The Targets: You know when you're Mazhered
"Sven is really angry they have done this in a World Cup year"
Athole Still, Eriksson's agent, after the England coach said he'd manage Aston Villa
"You go into shock for a while, and you need the time to reflect and get a measure of what's happened"
Carole Caplin, after she was nearly duped into talking about the Blairs
"It is like a hall of mirrors. You become unsure of the provenance of every call and letter"
Diane Abbott, MP, offered cash for questions in Parliament
"As soon as money changed hands, I went straight to the police station"
John Fashanu, footballer, after being offered cash to fix a game
"The 'News of the World' is more powerful than we thought. They have something on everybody"
John Alford, 'London's Burning' actor, jailed for supplying drugs to Mahmood
Judy is readjusted
Richard Madeley was providing rather gentlemanly support for his wife, Judy Finnigan, when they were presenting last week's British Book Awards ceremony. Perhaps fearing a repeat of the National Television Awards, where Judy's dress fell open to reveal her cleavage while she was on stage, Richard was keeping a close eye on her décolletage. "Every time there was an interlude film for the audience to watch, Richard would lunge towards her and pull her dress up over her bust," says one blushing observer. "She was very tolerant and just stood there being adjusted, like a child having its face wiped with a spitty hanky."
Gushing praise for the Barclay brothers poured forth from Michael Winner's quill in his restaurant column for The Sunday Times last week. Reviewing the Ritz, Winner wrote: "The Barclay brothers, who own it, should be proud. They've preserved the finest dining room in London." It was interesting timing, given that sister paper The Times is about to confront the Barclay brothers in a libel trial in France. But this was not a case of Winner playing the corporate man. "I have never met the Barclay brothers," he says, "but they made a very generous donation to my National Police memorial."
David Smith, the economics editor of The Sunday Times, has written a book entitled Free Lunch (as in the expression "there's no such thing as a free lunch") to explain the dismal science to the masses.
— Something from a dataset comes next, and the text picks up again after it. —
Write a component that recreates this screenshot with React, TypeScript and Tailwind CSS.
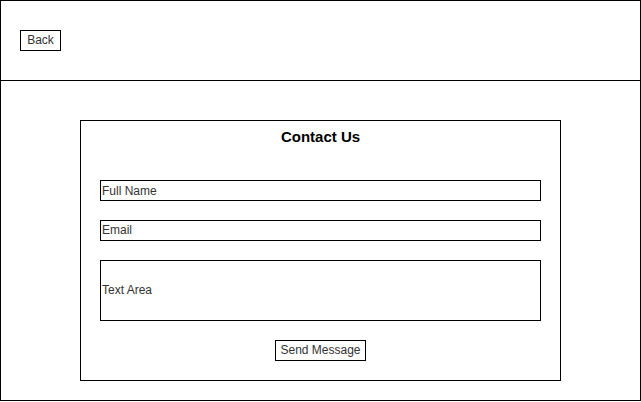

But, evidently, he has been a little too clever. "A lot of bookshops appear not to stock it, but then I realised they included it in the cookery section," says Smith. His books sit snugly next to Smith, Delia.
This joke's on George
*** As already discussed in these pages, George Galloway commended himself for his "well-honed sense of smell for rats" when it came to sniffing out that he was being set up by the News of the World's Mazher Mahmood last week. But he wasn't quite so astute when the NOTW's sister paper, The Sun, set him up on Valentine's Day. Reporter Caroline Iggulden sent him a bouquet of roses with a message claiming she was a secret admirer. She included her mobile number, which George promptly rang to set up a date.
Last with the news
The Telegraph's marketing department has been sending out a promotional flyer advertising a special subscription deal for the daily and Sunday papers. Gracing the skyline alongside John Bryant is one Sarah Sands, who was given her marching orders from The Sunday Telegraph four weeks ago. "There's new stuff coming out this Monday which will be up-to-date," promises a humbled marketing department.
Sands for Associated?
And still on the subject of Ms Sands, informed sources suggest that Paul Dacre, editor-in-chief of the Daily Mail, is among those anxious to secure her services. Sands was uncharacteristically reticent when we invited her to discuss a possible return to Associated Newspapers, where she began her Fleet Street career.